Corão – Ao contrário de outros países muçulmanos, nos Emirados Árabes e em Omã as mulheres podem dirigir e, com a permissão de suas famílias, andar com o rosto descoberto. A preços exorbitantes, o consumo de bebidas alcoólicas é liberado nos hotéis. Isso não significa que o Corão – o livro sagrado do islamismo – esteja em baixa. O castigo para o roubo continua sendo perder uma das mãos. O poder é dinástico e centralizado. Nenhum dos dois países tem partidos políticos. Nos Emirados também não há Legislativo. O xeque Zayed bin Sultan Annahyan é o chefe de Estado desde 1971, quando o país foi criado. Já o chefe de governo, o xeque Maktoum bin Rashid al Maktoum, está no posto desde 1990, quando seu pai morreu.

No sultanato de Omã o poder está nas mãos da dinastia Al bin Said desde 1749. Embora governe com mão de ferro, o sultão Qaboos bin Said, que depôs seu pai em 1970, nomeou um Conselho Consultivo com 82 membros e criou um estatuto básico do Estado. Qaboos continua sendo o chefe de Estado e de Governo, o ministro da Defesa e dono da palavra final para qualquer assunto no sultanato.
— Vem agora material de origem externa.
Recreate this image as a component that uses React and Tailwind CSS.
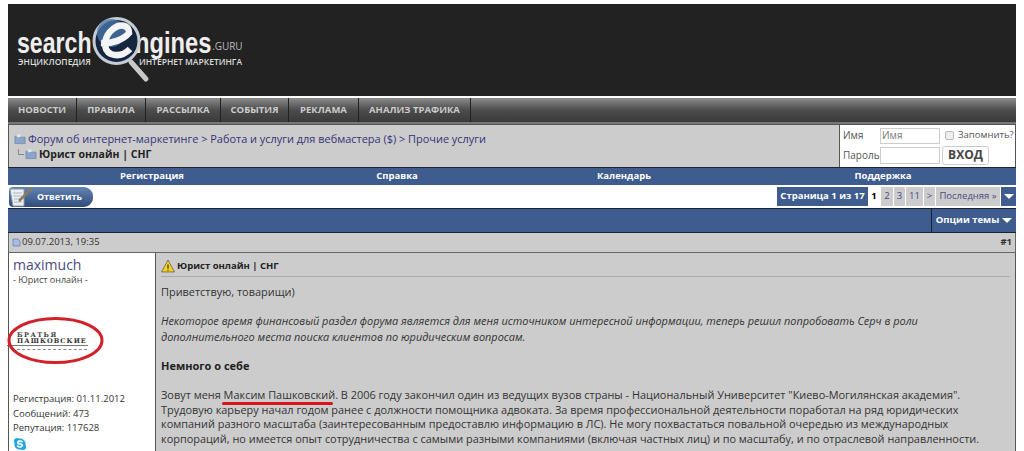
import { FaSkype } from 'react-icons/fa';

const font = { fontFamily: '"Open Sans", sans-serif' };
const logoFont = { fontFamily: '"Liberation Sans", sans-serif' };
const slabFont = { fontFamily: '"DejaVu Serif", serif' };

const navItems = ['НОВОСТИ', 'ПРАВИЛА', 'РАССЫЛКА', 'СОБЫТИЯ', 'РЕКЛАМА', 'АНАЛИЗ ТРАФИКА'];
const navWidths = ['w-[69px]', 'w-[69px]', 'w-[75px]', 'w-[68px]', 'w-[70px]', 'w-[112px]'];

const Logo = () => (
  <div className="relative h-[92px] w-[300px]">
    <span className="absolute left-[9px] top-[29px] origin-left scale-x-[0.77] text-[30px] font-bold leading-[20px] text-[#eee]" style={logoFont}>search</span>
    <span className="absolute left-[127px] top-[29px] origin-left scale-x-[0.79] text-[30px] font-bold leading-[20px] text-[#eee]" style={logoFont}>ngines</span>
    <span className="absolute left-[204px] top-[34px] text-[10px] leading-[16px] text-[#bbb]">.GURU</span>
    <span className="absolute left-[10px] top-[52px] text-[8.5px] font-semibold leading-[12px] text-[#ddd]">ЭНЦИКЛОПЕДИЯ</span>
    <span className="absolute left-[131px] top-[52px] text-[8.5px] font-semibold leading-[12px] text-[#ddd]">ИНТЕРНЕТ МАРКЕТИНГА</span>
    <svg className="absolute left-[83px] top-[12px]" width="70" height="72" viewBox="0 0 70 72">
      <line x1="40" y1="46" x2="55" y2="63" stroke="#c8c8c8" strokeWidth="5" strokeLinecap="round" />
      <circle cx="25.5" cy="25" r="22.5" fill="#16263f" stroke="#c4ccd4" strokeWidth="3" />
      <circle cx="20" cy="17" r="14" fill="#4a78ad" opacity="0.75" />
      <path d="M10 27 C22 28 33 23 38 17 C38 9 29 7 22 13 C13 20 11 34 20 38 C28 41 35 37 39 33" fill="none" stroke="#f4f4f4" strokeWidth="6.5" />
    </svg>
  </div>
);

const FolderIcon = () => (
  <svg width="12" height="12" viewBox="0 0 13 12">
    <path d="M1 3h4l1 1h6v7H1z" fill="#8aa4cc" stroke="#5c76a0" strokeWidth="0.6" />
    <path d="M3 1h4v3H3z" fill="#e6e6e6" />
  </svg>
);

const Pagination = () => (
  <div className="flex h-[19px] items-stretch text-[9.5px]">
    <div className="flex w-[91px] items-center justify-center bg-[#3e5c8e] font-bold text-white">Страница 1 из 17</div>
    <div className="flex w-[12px] items-center justify-center bg-white font-bold text-black">1</div>
    <div className="ml-px flex w-[12px] items-center justify-center bg-[#ccc] text-[#4b4a82]">2</div>
    <div className="ml-px flex w-[11px] items-center justify-center bg-[#ccc] text-[#4b4a82]">3</div>
    <div className="ml-px flex w-[17px] items-center justify-center bg-[#ccc] text-[#4b4a82]">11</div>
    <div className="ml-px flex w-[11px] items-center justify-center bg-[#ccc] text-[#4b4a82]">&gt;</div>
    <div className="ml-px flex w-[64px] items-center justify-center bg-[#ccc] text-[#4b4a82]">Последняя »</div>
    <div className="ml-px flex w-[15px] items-center justify-center bg-[#3e5c8e]">
      <span className="h-0 w-0 border-x-[5px] border-t-[5px] border-x-transparent border-t-white" />
    </div>
  </div>
);

export default function App() {
  return (
    <div className="h-[451px] overflow-hidden bg-white pt-[4px]" style={font}>
      <div className="mx-[8px] w-[1008px]">
        <div className="h-[92px] bg-[#222]"><Logo /></div>

        <div className="mt-[2px] flex h-[26px] border-b-2 border-[#777] bg-gradient-to-b from-[#8c8c8c] via-[#4c4c4c] to-[#3a3a3a]">
          {navItems.map((item, i) => (
            <div key={item} className={`flex items-center justify-center border-r border-[#222] pt-[1px] text-[9.5px] font-bold text-[#ccc] ${navWidths[i]}`}>
              {item}
            </div>
          ))}
        </div>

        <div className="flex h-[43px] border-x border-t border-[#555] bg-[#ccc]">
          <div className="flex-1 pl-[5px] pt-[7px] text-[10.95px] leading-[14.5px]">
            <div className="flex items-center gap-[2px] text-[#33337a]">
              <FolderIcon />
              <span>Форум об интернет-маркетинге &gt; Работа и услуги для вебмастера ($) &gt; Прочие услуги</span>
            </div>
            <div className="flex items-center gap-[1px] pl-[4px] font-bold text-[#222]">
              <span className="mb-[3px] h-[6px] w-[6px] border-b border-l border-[#888]" />
              <FolderIcon />
              <span className="ml-[1px] text-[10.5px]">Юрист онлайн | СНГ</span>
            </div>
          </div>
          <div className="w-[176px] border-l border-[#555] bg-white pl-[3px] pt-[1px] text-[10px] text-[#555]">
            <div className="flex h-[19px] items-center">
              <span className="w-[37px]">Имя</span>
              <span className="flex h-[16px] w-[60px] items-center border border-[#ccc] pl-[1px] text-[#777]">Имя</span>
              <span className="ml-[5px] h-[9px] w-[9px] rounded-[2px] border border-[#bbb] bg-[#eee]" />
              <span className="ml-[4px] text-[9.5px]">Запомнить?</span>
            </div>
            <div className="flex h-[20px] items-center">
              <span className="w-[37px]">Пароль</span>
              <span className="h-[17px] w-[60px] border border-[#ccc]" />
              <span className="ml-[2px] flex h-[19px] w-[47px] items-center justify-center rounded-[3px] border border-[#ccc] text-[12px] font-bold text-[#444]">ВХОД</span>
            </div>
          </div>
        </div>

        <div className="grid h-[18px] grid-cols-[288px_202px_252px_266px] border-t border-[#223] bg-[#3e5c8e] text-[9.5px] font-bold text-white">
          <div className="flex items-center justify-center">Регистрация</div>
          <div className="flex items-center justify-center">Справка</div>
          <div className="flex items-center justify-center">Календарь</div>
          <div className="flex items-center justify-center">Поддержка</div>
        </div>

        <div className="flex h-[23px] items-center justify-between">
          <div className="relative ml-[1px] flex h-[20px] w-[84px] items-center justify-end rounded-r-[9px] rounded-l-[4px] bg-gradient-to-b from-[#6484b2] to-[#2f4c7c] pr-[11px] text-[9px] font-bold text-white">
            Ответить
            <svg className="absolute -left-[1px] -top-[1px]" width="26" height="22" viewBox="0 0 26 22">
              <path d="M2 3h14v17H5z" fill="#eef1f4" stroke="#8c98a8" />
              <path d="M5 7h9M5 10h9M6 13h8M6 16h8" stroke="#a9b3c0" />
              <path d="M11 15L24 2" stroke="#8a7a5c" strokeWidth="2.5" />
            </svg>
          </div>
          <Pagination />
        </div>

        <div className="flex h-[25px] justify-end border-y border-[#1a2233] bg-[#3e5c8e]">
          <div className="flex w-[85px] items-center justify-center gap-[3px] border-l border-[#1a2233] text-[9.5px] font-bold text-white">
            Опции темы
            <span className="h-0 w-0 border-x-[5px] border-t-[5px] border-x-transparent border-t-white" />
          </div>
        </div>

        <div className="flex h-[20px] items-center justify-between border-x border-b border-[#666] bg-[#ccc] pl-[3px] pr-[3px] text-[9.5px] text-[#333]">
          <div className="flex items-center gap-[1px]">
            <svg width="9" height="9" viewBox="0 0 9 9"><path d="M1 1h5l2 2v5H1z" fill="#a8bde2" stroke="#5a76b4" strokeWidth="0.7" /></svg>
            09.07.2013, 19:35
          </div>
          <span className="font-bold">#1</span>
        </div>

        <div className="flex h-[200px] border-x border-[#555]">
          <div className="w-[146px] shrink-0 pl-[4px] pt-[3px]">
            <div className="text-[14px] leading-[18px] text-[#4b4a82]">maximuch</div>
            <div className="text-[9px] leading-[12px] text-[#444]">- Юрист онлайн -</div>
            <div className="relative -ml-[6px] mt-[31px] flex h-[47px] w-[97px] flex-col justify-center">
              <svg className="absolute left-0 top-0" width="97" height="47" viewBox="0 0 97 47">
                <ellipse cx="48.5" cy="23.5" rx="46.5" ry="22" fill="none" stroke="#d1222a" strokeWidth="3" />
              </svg>
              <div className="pl-[10px] text-[6.5px] font-bold leading-[6.5px] tracking-[1.5px] text-[#444]" style={slabFont}>БРАТЬЯ</div>
              <div className="w-[81px] border-b border-[#777] pl-[10px] text-[6.5px] font-bold leading-[6.5px] tracking-[1.1px] text-[#333]" style={slabFont}>ПАШКОВСКИЕ</div>
              <div className="ml-[10px] mt-[3px] h-px w-[70px] border-t border-dashed border-[#888]" />
            </div>
            <div className="mt-[28px] text-[9.5px] leading-[14.5px] text-[#333]">
              <div>Регистрация: 01.11.2012</div>
              <div>Сообщений: 473</div>
              <div>Репутация: 117628</div>
            </div>
            <FaSkype className="mt-[1px] text-[14px] text-[#1ea5e5]" />
          </div>

          <div className="flex-1 border-l border-[#555] bg-[#ccc] pl-[5px] pr-[5px] pt-[4px] text-[#333]">
            <div className="flex h-[20px] items-center gap-[2px] border-b border-[#aaa] pb-[1px] text-[9.5px] font-bold text-[#222]">
              <svg width="14" height="14" viewBox="0 0 13 13">
                <path d="M6.5 1L12.5 12H0.5z" fill="#f7d21e" stroke="#555" strokeWidth="0.7" />
                <path d="M6.5 5v4M6.5 10v1" stroke="#222" strokeWidth="1" />
              </svg>
              Юрист онлайн | СНГ
            </div>
            <div className="mt-[7px] text-[10.93px] leading-[15px]">Приветствую, товарищи)</div>
            <div className="mt-[14px] text-[10.93px] italic leading-[16px]">
              Некоторое время финансовый раздел форума является для меня источником интересной информации, теперь решил попробовать Серч в роли<br />
              дополнительного места поиска клиентов по юридическим вопросам.
            </div>
            <div className="mt-[13px] text-[11px] font-bold leading-[15px] text-[#222]">Немного о себе</div>
            <div className="mt-[15px] text-[10.93px] leading-[14.7px]">
              Зовут меня <span className="relative">Максим Пашковский<span className="absolute -left-[2px] right-[2px] -bottom-[3px] h-[3px] rounded-full bg-[#d9141c]" /></span>. В 2006 году закончил один из ведущих вузов страны - Национальный Университет "Киево-Могилянская академия".<br />
              Трудовую карьеру начал годом ранее с должности помощника адвоката. За время профессиональной деятельности поработал на ряд юридических<br />
              компаний разного масштаба (заинтересованным предоставлю информацию в ЛС). Не могу похвастаться повальной очередью из международных<br />
              корпораций, но имеется опыт сотрудничества с самыми разными компаниями (включая частных лиц) и по масштабу, и по отраслевой направленности.
            </div>
          </div>
        </div>
      </div>
    </div>
  );
}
Em compensação, ele abriu Omã para o resto do mundo, em particular depois que autorizou o uso de seu território como base de apoio à coalizão antiiraquiana, durante a Guerra do Golfo. Este ano, o sultanato, que tem 2,5 milhões de habitantes, já recebeu mais de 100 mil visitantes. Omã prima pela preservação das tradições, sendo famoso por seus “souks”, os tradicionais mercados que oferecem de especiarias a jóias em prata e ouro. “Esse é um destino que costuma ser escolhido por pessoas que já viajaram muito e procuram algo diferente”, diz Martin Jensen, da Queensberry, a única operadora sediada no Brasil que organiza roteiros exclusivos para os Emirados Árabes e Omã. Uma viagem de oito dias custa no mínimo US$ 6 mil, mas, com tanto luxo à disposição, o teto depende da imaginação e, principalmente, do bolso do freguês.